Sun gets direct line to poppy production with buyout of GSK opiates biz

A Tasmanian poppy field--Courtesy of Periptus, Creative Commons (CC-BY SA 3.0)

Sun Pharmaceutical Industries has picked up two manufacturing sites with its buyout of GlaxoSmithKline's opiates business in Australia, but it has gotten a lot more than that. It now becomes one of three companies globally with a "farm-to-market" opiate business, giving it direct access to poppy crops in Tasmania, where most of the raw materials for opiates are produced.

Sun said this week it had completed its deal for the GSK ($GSK) operations, getting manufacturing plants in Port Fairy and Latrobe, Australia. Terms of the acquisition, announced in March, were not offered up by either company. "The successful completion of this acquisition enables us to leverage our unique position in the global opiates business by capitalizing our global footprint and global ranking in the specialty generics market," Anil Kumar Jain, CEO of Sun's API operation, said in a statement.

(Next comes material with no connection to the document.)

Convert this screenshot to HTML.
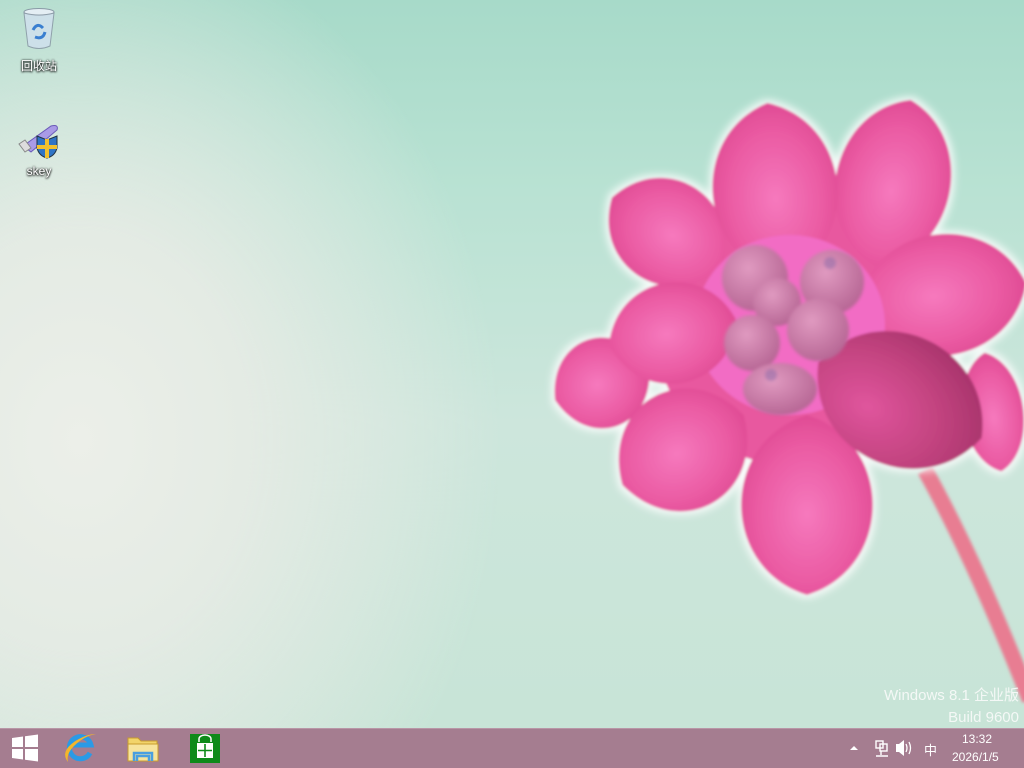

GSK supplied about a quarter of the world's medicinal opiate needs from poppies grown by farmers in Tasmania, but instead of being on the buying end, Sun is now a seller and has its own direct source of raw materials for its expanded portfolio of pain drugs. In addition to Sun, Johnson & Johnson's ($JNJ) unit Tasmanian Alkaloids and privately held TPI Enterprises control production in Tasmania.

Tasmania produces about 85% of the global supply of thebaine, the opium poppy extract used to make Oxycontin and other similar drugs. It produces the entire world supply of oripavine, used to make treatments for heroin overdoses, and 25% of the world supply of morphine and codeine, which continue to be used widely outside of the U.S.

Because so much of the production of these ingredients is dependent on harvests in one small geographic area, GSK and J&J had been working to convince the Tasmanian government to legalize genetic engineering of poppies and to move some production from Tasmania to Australia.